▶ [Given instruction]:
Write the records below out in full, character for character, with no pictures.

▶ [Material to process]:
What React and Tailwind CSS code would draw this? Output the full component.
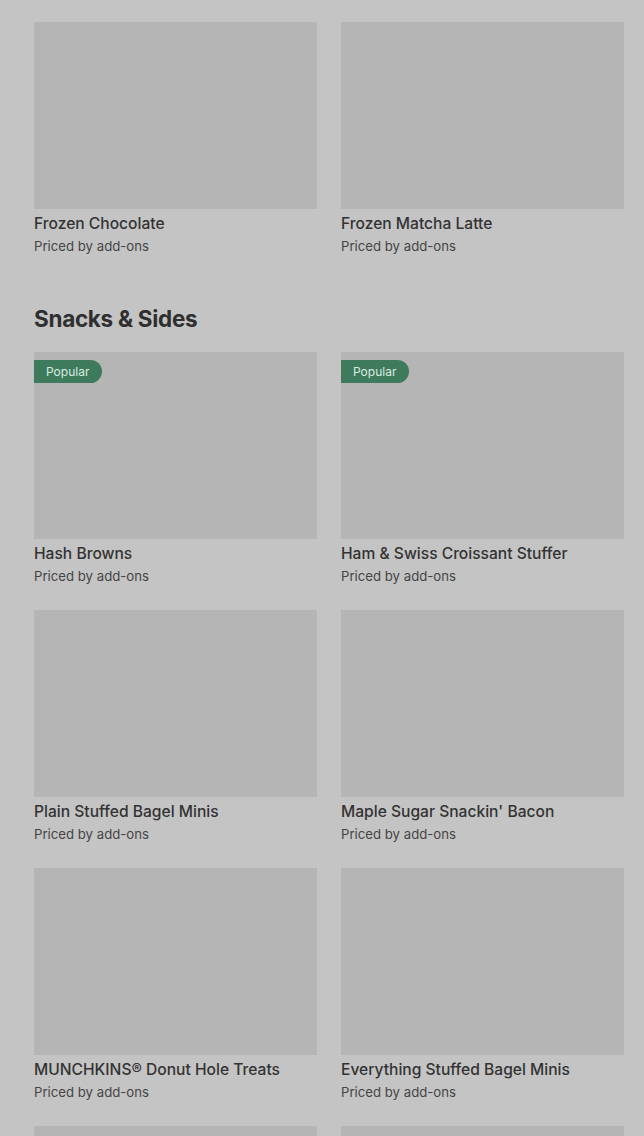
import React from 'react';

const frozen = [
  { name: 'Frozen Chocolate' },
  { name: 'Frozen Matcha Latte' },
];

const snacks = [
  { name: 'Hash Browns', popular: true },
  { name: 'Ham & Swiss Croissant Stuffer', popular: true },
  { name: 'Plain Stuffed Bagel Minis' },
  { name: "Maple Sugar Snackin' Bacon" },
  { name: 'MUNCHKINS® Donut Hole Treats' },
  { name: 'Everything Stuffed Bagel Minis' },
  { name: '' },
  { name: '' },
];

const ItemCard = ({ item }) => (
  <div className="flex flex-col">
    <div className="relative h-[187px] bg-[#b5b5b5]">
      {item.popular && (
        <span className="absolute left-0 top-[8px] h-[23px] pl-[12px] pr-[13px] flex items-center rounded-r-full bg-[#3e7a5c] text-[12px] text-[#d9ece1]">
          Popular
        </span>
      )}
    </div>
    {item.name && (
      <>
        <p className="mt-[4px] text-[15.6px] leading-[22px] font-medium text-[#333333]">{item.name}</p>
        <p className="mt-[1px] text-[13.2px] leading-[20px] text-[#444444]">Priced by add-ons</p>
      </>
    )}
  </div>
);

export default function App() {
  return (
    <div className="min-h-screen h-[1136px] overflow-hidden bg-[#c4c4c4] pl-[34px] pr-[20px] pt-[22px]" style={{ fontFamily: 'Inter, "Noto Sans", sans-serif' }}>
      <div className="grid grid-cols-2 gap-6">
        {frozen.map((item) => (
          <ItemCard key={item.name} item={item} />
        ))}
      </div>

      <h2 className="mt-[47px] mb-[17px] text-[22.5px] leading-[32px] font-bold tracking-[-0.3px] text-[#2f2f2f]">
        Snacks &amp; Sides
      </h2>

      <div className="grid grid-cols-2 gap-6">
        {snacks.map((item, i) => (
          <ItemCard key={i} item={item} />
        ))}
      </div>
    </div>
  );
}
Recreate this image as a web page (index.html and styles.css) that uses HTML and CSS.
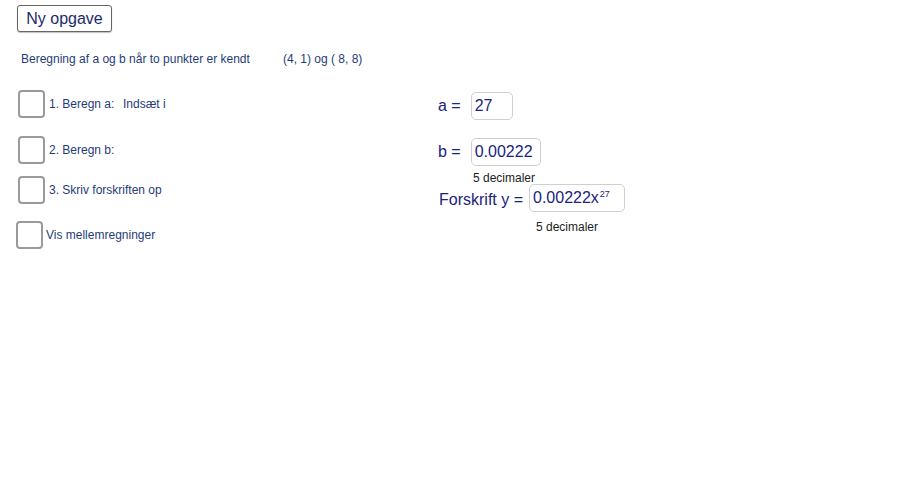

▶ [Finished exercise]:
What React and Tailwind CSS code would draw this? Output the full component.
import React from 'react';

const frozen = [
  { name: 'Frozen Chocolate' },
  { name: 'Frozen Matcha Latte' },
];

const snacks = [
  { name: 'Hash Browns', popular: true },
  { name: 'Ham & Swiss Croissant Stuffer', popular: true },
  { name: 'Plain Stuffed Bagel Minis' },
  { name: "Maple Sugar Snackin' Bacon" },
  { name: 'MUNCHKINS® Donut Hole Treats' },
  { name: 'Everything Stuffed Bagel Minis' },
  { name: '' },
  { name: '' },
];

const ItemCard = ({ item }) => (
  <div className="flex flex-col">
    <div className="relative h-[187px] bg-[#b5b5b5]">
      {item.popular && (
        <span className="absolute left-0 top-[8px] h-[23px] pl-[12px] pr-[13px] flex items-center rounded-r-full bg-[#3e7a5c] text-[12px] text-[#d9ece1]">
          Popular
        </span>
      )}
    </div>
    {item.name && (
      <>
        <p className="mt-[4px] text-[15.6px] leading-[22px] font-medium text-[#333333]">{item.name}</p>
        <p className="mt-[1px] text-[13.2px] leading-[20px] text-[#444444]">Priced by add-ons</p>
      </>
    )}
  </div>
);

export default function App() {
  return (
    <div className="min-h-screen h-[1136px] overflow-hidden bg-[#c4c4c4] pl-[34px] pr-[20px] pt-[22px]" style={{ fontFamily: 'Inter, "Noto Sans", sans-serif' }}>
      <div className="grid grid-cols-2 gap-6">
        {frozen.map((item) => (
          <ItemCard key={item.name} item={item} />
        ))}
      </div>

      <h2 className="mt-[47px] mb-[17px] text-[22.5px] leading-[32px] font-bold tracking-[-0.3px] text-[#2f2f2f]">
        Snacks &amp; Sides
      </h2>

      <div className="grid grid-cols-2 gap-6">
        {snacks.map((item, i) => (
          <ItemCard key={i} item={item} />
        ))}
      </div>
    </div>
  );
}
Recreate this image as a web page (index.html and styles.css) that uses HTML and CSS.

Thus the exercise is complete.